WHAT YOU ARE ASKED TO DO:
Restate each line of the listing exactly, without carrying over any pictures.

-- Start of DATA SECTION --

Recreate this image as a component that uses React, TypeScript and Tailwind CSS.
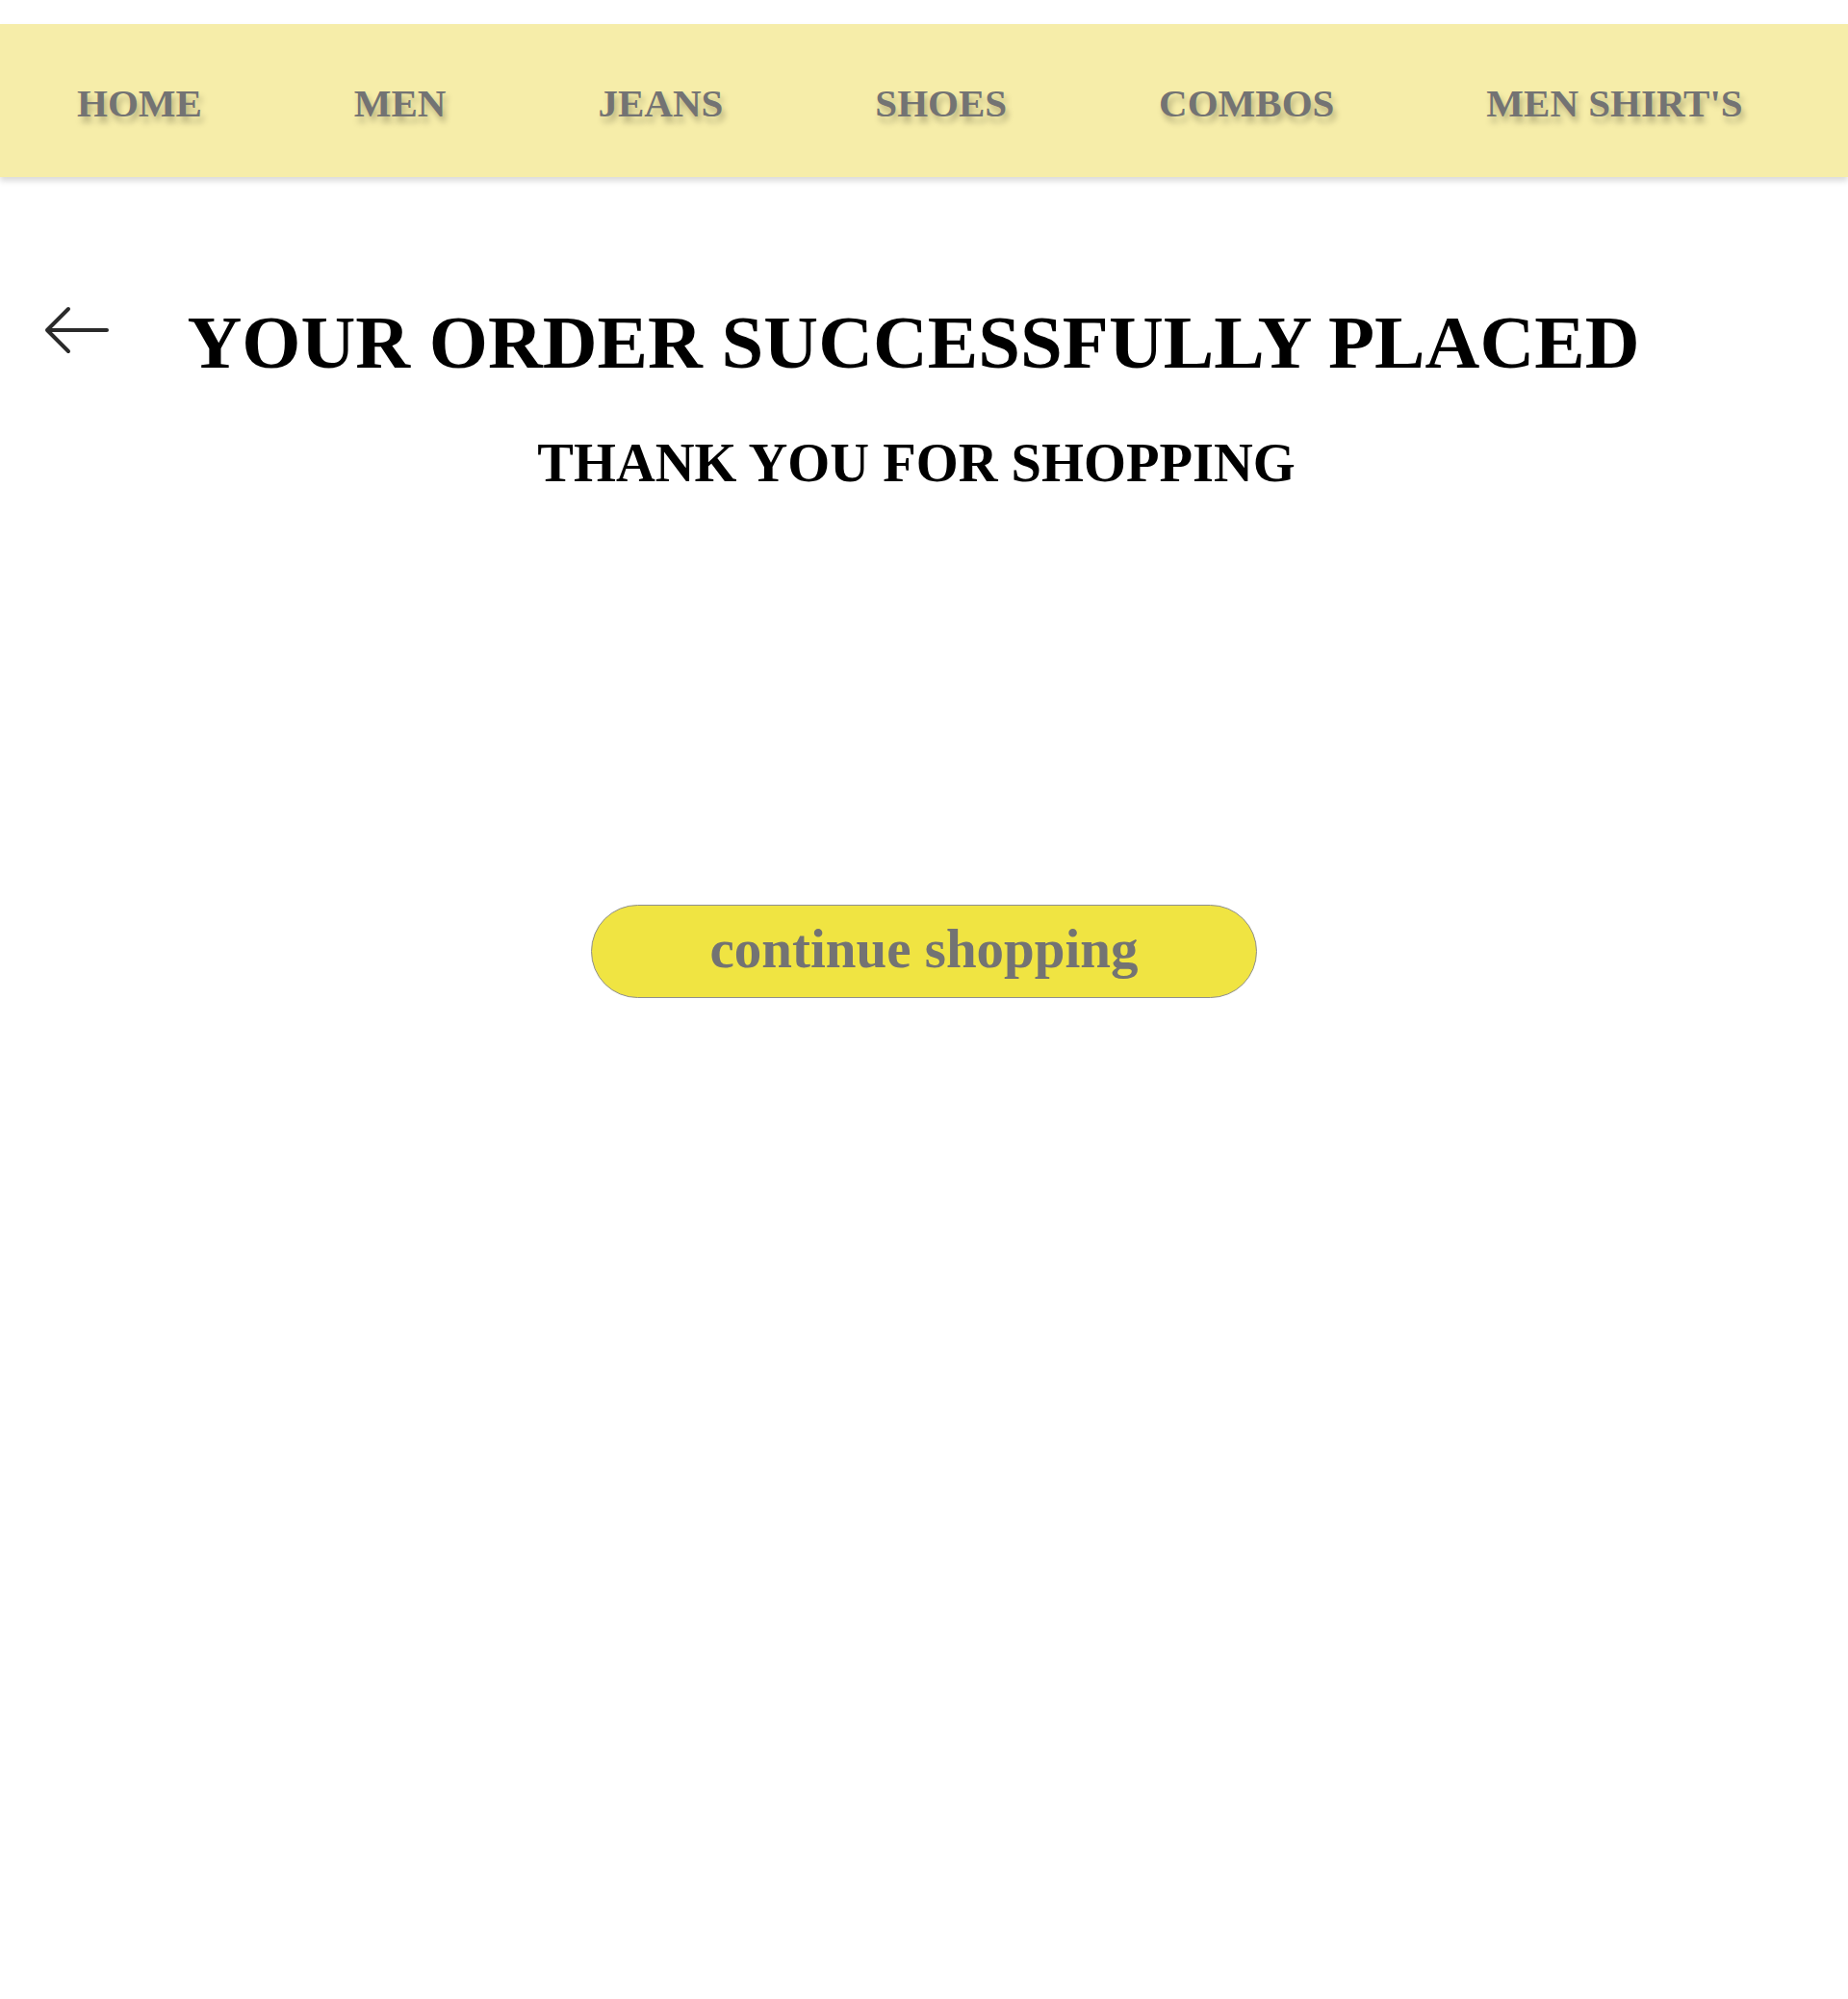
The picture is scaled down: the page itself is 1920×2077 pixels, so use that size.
import React from 'react';

const navLinks = ['HOME', 'MEN', 'JEANS', 'SHOES', 'COMBOS', "MEN SHIRT'S"];

function BackArrow() {
  return (
    <svg width="70" height="50" viewBox="0 0 70 50" fill="none" className="text-[#2a2a2a]">
      <path
        d="M67 25H5M27 3L5 25l22 22"
        stroke="currentColor"
        strokeWidth="4"
        strokeLinecap="round"
        strokeLinejoin="round"
      />
    </svg>
  );
}

export default function App() {
  return (
    <div className="min-h-screen bg-white font-['Liberation_Serif','Times_New_Roman',serif]">
      <nav className="mt-[25px] h-[159px] bg-[#f6eda9] shadow-[0_4px_6px_rgba(0,0,0,0.15)] flex items-center pl-[80px] pt-[6px] gap-[158px]">
        {navLinks.map((link) => (
          <a
            key={link}
            href="#"
            className="text-[41px] font-bold leading-none text-[#737373] [text-shadow:3px_6px_6px_rgba(0,0,0,0.25)] whitespace-nowrap"
          >
            {link}
          </a>
        ))}
      </nav>

      <main className="flex flex-col items-center">
        <div className="w-full grid grid-cols-[1fr_auto_1fr] items-center mt-[133px]">
          <button className="justify-self-start ml-[44px] -mt-[26px]">
            <BackArrow />
          </button>
          <h1 className="text-[78.7px] font-bold leading-none text-black whitespace-nowrap -translate-x-[11px]">
            YOUR ORDER SUCCESSFULLY PLACED
          </h1>
          <div />
        </div>

        <h2 className="mt-[57px] text-[56.5px] font-bold leading-none text-black -translate-x-[8px]">
          THANK YOU FOR SHOPPING
        </h2>

        <button className="mt-[431px] w-[692px] h-[97px] rounded-full bg-[#f0e442] border border-[#8f8f8f] flex items-center justify-center pb-[6px] text-[57px] font-bold leading-none text-[#737373]">
          continue shopping
        </button>
      </main>
    </div>
  );
}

-- End of DATA SECTION --

RESPONSE:
Recreate this image as a component that uses React, TypeScript and Tailwind CSS.
The picture is scaled down: the page itself is 1920×2077 pixels, so use that size.
import React from 'react';

const navLinks = ['HOME', 'MEN', 'JEANS', 'SHOES', 'COMBOS', "MEN SHIRT'S"];

function BackArrow() {
  return (
    <svg width="70" height="50" viewBox="0 0 70 50" fill="none" className="text-[#2a2a2a]">
      <path
        d="M67 25H5M27 3L5 25l22 22"
        stroke="currentColor"
        strokeWidth="4"
        strokeLinecap="round"
        strokeLinejoin="round"
      />
    </svg>
  );
}

export default function App() {
  return (
    <div className="min-h-screen bg-white font-['Liberation_Serif','Times_New_Roman',serif]">
      <nav className="mt-[25px] h-[159px] bg-[#f6eda9] shadow-[0_4px_6px_rgba(0,0,0,0.15)] flex items-center pl-[80px] pt-[6px] gap-[158px]">
        {navLinks.map((link) => (
          <a
            key={link}
            href="#"
            className="text-[41px] font-bold leading-none text-[#737373] [text-shadow:3px_6px_6px_rgba(0,0,0,0.25)] whitespace-nowrap"
          >
            {link}
          </a>
        ))}
      </nav>

      <main className="flex flex-col items-center">
        <div className="w-full grid grid-cols-[1fr_auto_1fr] items-center mt-[133px]">
          <button className="justify-self-start ml-[44px] -mt-[26px]">
            <BackArrow />
          </button>
          <h1 className="text-[78.7px] font-bold leading-none text-black whitespace-nowrap -translate-x-[11px]">
            YOUR ORDER SUCCESSFULLY PLACED
          </h1>
          <div />
        </div>

        <h2 className="mt-[57px] text-[56.5px] font-bold leading-none text-black -translate-x-[8px]">
          THANK YOU FOR SHOPPING
        </h2>

        <button className="mt-[431px] w-[692px] h-[97px] rounded-full bg-[#f0e442] border border-[#8f8f8f] flex items-center justify-center pb-[6px] text-[57px] font-bold leading-none text-[#737373]">
          continue shopping
        </button>
      </main>
    </div>
  );
}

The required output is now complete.